**TASK:**
Copy whichever lines contain the string "React".

**PROVIDED RECORDS:**

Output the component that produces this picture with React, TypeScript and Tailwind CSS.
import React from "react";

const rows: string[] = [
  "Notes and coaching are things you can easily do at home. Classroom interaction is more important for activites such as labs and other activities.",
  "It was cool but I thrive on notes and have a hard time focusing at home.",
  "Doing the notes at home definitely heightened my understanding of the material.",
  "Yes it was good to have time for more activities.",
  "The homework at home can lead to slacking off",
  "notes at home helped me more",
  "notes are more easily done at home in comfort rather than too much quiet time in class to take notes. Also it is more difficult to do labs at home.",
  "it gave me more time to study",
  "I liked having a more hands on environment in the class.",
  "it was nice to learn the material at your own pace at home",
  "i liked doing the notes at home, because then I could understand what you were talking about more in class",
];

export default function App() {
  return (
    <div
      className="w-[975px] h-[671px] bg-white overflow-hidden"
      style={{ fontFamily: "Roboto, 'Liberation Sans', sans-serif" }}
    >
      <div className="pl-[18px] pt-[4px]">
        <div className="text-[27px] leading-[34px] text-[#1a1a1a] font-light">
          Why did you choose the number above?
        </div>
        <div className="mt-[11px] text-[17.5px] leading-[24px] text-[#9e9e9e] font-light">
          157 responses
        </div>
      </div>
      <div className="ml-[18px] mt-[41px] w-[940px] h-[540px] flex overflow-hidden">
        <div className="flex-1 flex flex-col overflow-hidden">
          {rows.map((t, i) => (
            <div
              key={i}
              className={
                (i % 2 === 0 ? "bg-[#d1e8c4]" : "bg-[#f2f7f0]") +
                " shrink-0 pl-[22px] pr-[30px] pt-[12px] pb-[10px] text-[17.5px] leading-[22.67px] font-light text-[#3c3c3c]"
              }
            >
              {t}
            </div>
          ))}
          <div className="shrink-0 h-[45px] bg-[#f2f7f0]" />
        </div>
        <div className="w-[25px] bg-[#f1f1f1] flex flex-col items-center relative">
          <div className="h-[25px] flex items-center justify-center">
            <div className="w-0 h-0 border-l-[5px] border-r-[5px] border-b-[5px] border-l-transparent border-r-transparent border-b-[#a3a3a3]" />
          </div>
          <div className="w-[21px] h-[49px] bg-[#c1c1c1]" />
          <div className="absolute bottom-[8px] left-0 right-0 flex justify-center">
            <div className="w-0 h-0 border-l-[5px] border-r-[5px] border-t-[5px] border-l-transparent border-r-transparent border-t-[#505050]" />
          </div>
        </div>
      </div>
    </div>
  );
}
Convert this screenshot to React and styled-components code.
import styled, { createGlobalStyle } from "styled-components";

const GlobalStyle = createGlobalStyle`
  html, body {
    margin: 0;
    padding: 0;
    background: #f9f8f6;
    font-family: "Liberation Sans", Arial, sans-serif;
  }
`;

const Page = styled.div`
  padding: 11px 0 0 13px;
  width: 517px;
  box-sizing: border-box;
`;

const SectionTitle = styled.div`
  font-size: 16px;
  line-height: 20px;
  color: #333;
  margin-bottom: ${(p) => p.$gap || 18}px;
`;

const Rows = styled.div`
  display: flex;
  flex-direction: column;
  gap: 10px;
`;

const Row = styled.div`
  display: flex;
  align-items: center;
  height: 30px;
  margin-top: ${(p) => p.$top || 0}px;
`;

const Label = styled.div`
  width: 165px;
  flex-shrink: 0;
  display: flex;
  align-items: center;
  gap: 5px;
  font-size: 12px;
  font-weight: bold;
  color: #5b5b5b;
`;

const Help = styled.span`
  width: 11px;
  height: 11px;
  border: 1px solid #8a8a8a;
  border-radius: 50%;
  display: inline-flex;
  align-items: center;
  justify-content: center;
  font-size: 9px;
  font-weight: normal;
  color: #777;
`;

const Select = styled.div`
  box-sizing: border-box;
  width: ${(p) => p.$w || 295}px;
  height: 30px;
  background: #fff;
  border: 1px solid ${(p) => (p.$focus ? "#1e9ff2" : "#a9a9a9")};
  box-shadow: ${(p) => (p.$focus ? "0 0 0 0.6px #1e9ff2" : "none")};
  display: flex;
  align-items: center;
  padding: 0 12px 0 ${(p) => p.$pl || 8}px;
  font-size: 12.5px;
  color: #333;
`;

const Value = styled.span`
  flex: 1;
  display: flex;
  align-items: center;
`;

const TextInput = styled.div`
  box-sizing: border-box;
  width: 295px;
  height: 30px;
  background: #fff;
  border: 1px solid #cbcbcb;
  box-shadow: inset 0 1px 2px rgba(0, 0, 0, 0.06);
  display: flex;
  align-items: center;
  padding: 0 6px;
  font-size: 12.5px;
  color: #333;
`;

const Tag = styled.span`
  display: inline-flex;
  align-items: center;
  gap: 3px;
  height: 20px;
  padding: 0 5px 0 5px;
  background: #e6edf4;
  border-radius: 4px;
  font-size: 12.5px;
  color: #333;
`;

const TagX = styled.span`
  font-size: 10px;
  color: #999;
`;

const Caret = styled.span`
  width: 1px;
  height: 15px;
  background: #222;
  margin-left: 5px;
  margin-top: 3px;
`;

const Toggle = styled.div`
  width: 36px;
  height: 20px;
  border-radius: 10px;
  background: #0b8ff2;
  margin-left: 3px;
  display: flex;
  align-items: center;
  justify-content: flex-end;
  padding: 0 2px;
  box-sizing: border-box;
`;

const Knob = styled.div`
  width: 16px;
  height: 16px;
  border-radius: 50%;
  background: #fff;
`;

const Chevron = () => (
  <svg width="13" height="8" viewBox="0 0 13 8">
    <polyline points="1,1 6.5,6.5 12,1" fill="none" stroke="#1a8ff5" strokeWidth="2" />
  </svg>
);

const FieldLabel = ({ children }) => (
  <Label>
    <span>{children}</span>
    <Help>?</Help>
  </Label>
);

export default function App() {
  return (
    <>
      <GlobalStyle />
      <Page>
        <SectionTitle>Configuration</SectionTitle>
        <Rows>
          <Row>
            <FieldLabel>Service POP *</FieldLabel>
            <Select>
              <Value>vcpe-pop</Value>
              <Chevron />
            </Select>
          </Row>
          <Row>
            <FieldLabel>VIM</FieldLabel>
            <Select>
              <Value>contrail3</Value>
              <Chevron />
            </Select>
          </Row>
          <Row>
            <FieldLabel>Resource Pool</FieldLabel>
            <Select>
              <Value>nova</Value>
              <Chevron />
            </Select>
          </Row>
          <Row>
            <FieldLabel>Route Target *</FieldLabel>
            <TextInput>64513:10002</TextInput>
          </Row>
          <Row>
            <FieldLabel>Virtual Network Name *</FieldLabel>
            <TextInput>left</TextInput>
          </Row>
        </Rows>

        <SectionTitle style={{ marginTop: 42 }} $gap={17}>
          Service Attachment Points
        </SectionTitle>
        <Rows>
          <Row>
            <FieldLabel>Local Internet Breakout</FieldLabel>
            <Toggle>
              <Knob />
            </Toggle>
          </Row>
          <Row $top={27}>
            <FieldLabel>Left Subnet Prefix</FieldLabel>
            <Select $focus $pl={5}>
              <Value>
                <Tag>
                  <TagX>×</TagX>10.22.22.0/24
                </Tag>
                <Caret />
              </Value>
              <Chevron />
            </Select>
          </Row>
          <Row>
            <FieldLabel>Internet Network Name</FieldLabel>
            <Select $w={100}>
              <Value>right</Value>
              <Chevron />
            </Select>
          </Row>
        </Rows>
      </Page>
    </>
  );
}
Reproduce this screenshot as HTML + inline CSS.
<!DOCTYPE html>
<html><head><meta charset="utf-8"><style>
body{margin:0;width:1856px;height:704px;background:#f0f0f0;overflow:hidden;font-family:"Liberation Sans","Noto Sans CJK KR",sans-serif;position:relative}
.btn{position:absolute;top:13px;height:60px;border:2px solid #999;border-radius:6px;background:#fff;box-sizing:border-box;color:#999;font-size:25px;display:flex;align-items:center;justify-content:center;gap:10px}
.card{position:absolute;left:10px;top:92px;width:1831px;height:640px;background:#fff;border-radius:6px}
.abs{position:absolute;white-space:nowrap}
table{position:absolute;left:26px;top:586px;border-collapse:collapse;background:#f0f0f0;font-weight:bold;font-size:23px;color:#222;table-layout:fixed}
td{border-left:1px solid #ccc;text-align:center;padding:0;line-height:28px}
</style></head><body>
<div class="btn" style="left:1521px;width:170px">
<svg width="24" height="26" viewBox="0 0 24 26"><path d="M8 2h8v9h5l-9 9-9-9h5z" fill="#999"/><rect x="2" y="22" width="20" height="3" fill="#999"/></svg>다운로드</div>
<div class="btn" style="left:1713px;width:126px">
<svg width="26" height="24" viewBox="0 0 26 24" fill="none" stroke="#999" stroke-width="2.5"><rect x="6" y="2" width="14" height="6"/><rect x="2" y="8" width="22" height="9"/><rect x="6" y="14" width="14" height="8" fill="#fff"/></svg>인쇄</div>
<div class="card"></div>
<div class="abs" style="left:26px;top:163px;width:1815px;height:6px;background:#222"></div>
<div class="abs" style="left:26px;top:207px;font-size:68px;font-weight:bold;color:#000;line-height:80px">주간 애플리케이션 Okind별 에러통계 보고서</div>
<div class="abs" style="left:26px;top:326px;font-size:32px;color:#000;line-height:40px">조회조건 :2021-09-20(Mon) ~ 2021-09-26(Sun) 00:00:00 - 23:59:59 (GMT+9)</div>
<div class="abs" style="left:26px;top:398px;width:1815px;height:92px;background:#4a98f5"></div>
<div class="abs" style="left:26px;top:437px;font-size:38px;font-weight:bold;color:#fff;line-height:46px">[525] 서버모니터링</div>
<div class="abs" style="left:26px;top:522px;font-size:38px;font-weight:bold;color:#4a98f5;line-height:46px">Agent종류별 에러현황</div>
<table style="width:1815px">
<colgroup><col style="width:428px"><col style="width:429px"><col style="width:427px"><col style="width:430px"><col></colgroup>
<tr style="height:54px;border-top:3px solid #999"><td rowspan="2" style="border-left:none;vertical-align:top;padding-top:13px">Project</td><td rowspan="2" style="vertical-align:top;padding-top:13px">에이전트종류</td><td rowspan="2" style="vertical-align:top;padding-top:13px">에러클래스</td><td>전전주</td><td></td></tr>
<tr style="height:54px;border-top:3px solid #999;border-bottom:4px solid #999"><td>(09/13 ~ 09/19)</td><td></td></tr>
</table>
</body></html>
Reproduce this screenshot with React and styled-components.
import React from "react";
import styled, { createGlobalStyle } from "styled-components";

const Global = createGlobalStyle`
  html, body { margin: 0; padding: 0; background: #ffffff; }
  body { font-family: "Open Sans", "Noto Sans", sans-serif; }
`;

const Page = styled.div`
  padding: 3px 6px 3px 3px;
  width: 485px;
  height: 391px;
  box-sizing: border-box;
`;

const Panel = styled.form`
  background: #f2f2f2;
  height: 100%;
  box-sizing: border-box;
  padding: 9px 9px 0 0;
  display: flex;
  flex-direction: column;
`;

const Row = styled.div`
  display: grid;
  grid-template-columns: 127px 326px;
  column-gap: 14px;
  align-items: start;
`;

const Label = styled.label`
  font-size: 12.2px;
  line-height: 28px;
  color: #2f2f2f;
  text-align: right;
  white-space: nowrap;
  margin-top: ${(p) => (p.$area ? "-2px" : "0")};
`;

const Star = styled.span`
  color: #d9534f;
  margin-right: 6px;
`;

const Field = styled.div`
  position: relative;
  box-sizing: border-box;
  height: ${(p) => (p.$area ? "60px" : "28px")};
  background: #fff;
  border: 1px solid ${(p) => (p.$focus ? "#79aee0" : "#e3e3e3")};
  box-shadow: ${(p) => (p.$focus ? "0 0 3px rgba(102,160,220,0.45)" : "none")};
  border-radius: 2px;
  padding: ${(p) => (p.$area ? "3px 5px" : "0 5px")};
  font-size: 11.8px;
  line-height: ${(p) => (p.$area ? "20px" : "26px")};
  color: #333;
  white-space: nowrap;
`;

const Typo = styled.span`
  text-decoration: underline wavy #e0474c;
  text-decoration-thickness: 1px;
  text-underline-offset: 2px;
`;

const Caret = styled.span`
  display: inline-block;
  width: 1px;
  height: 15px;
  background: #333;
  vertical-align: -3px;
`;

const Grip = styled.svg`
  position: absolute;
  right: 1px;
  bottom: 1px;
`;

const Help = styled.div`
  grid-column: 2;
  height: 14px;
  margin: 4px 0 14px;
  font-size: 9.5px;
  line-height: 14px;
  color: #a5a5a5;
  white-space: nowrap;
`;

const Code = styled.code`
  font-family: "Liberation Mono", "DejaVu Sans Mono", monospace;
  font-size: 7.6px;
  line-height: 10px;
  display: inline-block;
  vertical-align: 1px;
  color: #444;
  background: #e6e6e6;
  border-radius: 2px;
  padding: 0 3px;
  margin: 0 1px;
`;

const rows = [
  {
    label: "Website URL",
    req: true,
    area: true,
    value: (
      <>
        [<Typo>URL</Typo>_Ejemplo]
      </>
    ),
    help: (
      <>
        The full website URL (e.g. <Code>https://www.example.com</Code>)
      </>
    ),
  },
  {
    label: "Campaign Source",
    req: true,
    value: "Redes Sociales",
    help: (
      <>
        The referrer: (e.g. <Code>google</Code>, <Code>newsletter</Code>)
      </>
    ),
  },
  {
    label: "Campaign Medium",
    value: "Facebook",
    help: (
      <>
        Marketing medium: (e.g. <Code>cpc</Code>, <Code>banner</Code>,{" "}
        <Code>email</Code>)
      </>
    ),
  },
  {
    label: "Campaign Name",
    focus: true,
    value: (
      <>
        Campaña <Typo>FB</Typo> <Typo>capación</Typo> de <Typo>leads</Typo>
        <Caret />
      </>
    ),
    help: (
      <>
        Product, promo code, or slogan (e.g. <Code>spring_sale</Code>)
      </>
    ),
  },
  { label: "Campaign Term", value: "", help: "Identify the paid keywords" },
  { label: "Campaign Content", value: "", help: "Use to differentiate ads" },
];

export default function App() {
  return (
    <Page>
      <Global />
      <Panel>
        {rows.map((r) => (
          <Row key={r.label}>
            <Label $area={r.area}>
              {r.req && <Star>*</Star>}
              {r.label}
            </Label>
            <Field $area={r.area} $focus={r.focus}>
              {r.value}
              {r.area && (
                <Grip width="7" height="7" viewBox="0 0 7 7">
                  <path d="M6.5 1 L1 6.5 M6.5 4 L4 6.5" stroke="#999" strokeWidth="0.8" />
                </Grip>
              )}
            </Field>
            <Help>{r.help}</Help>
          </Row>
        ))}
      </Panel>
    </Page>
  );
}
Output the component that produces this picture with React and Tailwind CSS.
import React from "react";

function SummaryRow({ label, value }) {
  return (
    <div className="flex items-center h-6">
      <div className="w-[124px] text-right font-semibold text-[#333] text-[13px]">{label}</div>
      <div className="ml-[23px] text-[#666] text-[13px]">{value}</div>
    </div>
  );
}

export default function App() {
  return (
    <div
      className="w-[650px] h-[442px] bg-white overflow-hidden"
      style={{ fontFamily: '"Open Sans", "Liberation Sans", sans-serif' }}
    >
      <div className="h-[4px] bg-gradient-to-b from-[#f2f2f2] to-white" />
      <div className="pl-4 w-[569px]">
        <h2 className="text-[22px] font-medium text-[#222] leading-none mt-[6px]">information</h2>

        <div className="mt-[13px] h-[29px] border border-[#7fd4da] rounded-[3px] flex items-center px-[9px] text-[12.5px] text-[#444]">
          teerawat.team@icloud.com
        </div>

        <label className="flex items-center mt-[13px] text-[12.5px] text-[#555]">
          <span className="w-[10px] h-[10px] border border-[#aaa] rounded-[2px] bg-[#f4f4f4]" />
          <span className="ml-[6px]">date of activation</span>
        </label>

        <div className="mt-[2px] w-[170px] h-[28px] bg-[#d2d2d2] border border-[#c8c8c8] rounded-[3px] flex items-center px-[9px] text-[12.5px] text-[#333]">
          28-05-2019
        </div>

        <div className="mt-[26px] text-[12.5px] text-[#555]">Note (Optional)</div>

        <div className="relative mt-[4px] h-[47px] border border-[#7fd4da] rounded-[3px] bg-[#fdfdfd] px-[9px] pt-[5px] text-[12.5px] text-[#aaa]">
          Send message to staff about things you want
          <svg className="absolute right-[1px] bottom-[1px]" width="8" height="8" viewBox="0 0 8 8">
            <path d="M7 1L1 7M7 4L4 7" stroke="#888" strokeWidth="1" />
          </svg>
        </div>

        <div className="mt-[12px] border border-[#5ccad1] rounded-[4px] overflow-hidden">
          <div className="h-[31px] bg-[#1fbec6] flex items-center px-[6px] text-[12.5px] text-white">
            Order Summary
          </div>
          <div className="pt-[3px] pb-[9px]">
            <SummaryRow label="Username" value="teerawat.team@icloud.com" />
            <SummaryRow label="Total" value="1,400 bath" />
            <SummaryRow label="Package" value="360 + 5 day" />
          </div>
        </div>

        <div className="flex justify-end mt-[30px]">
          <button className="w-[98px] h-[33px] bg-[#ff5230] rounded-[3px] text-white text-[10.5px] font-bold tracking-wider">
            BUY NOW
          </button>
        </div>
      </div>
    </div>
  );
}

**RIGHT ANSWER:**
Output the component that produces this picture with React, TypeScript and Tailwind CSS.
import React from "react";
Convert this screenshot to React and styled-components code.
Reproduce this screenshot with React and styled-components.
import React from "react";
Output the component that produces this picture with React and Tailwind CSS.
import React from "react";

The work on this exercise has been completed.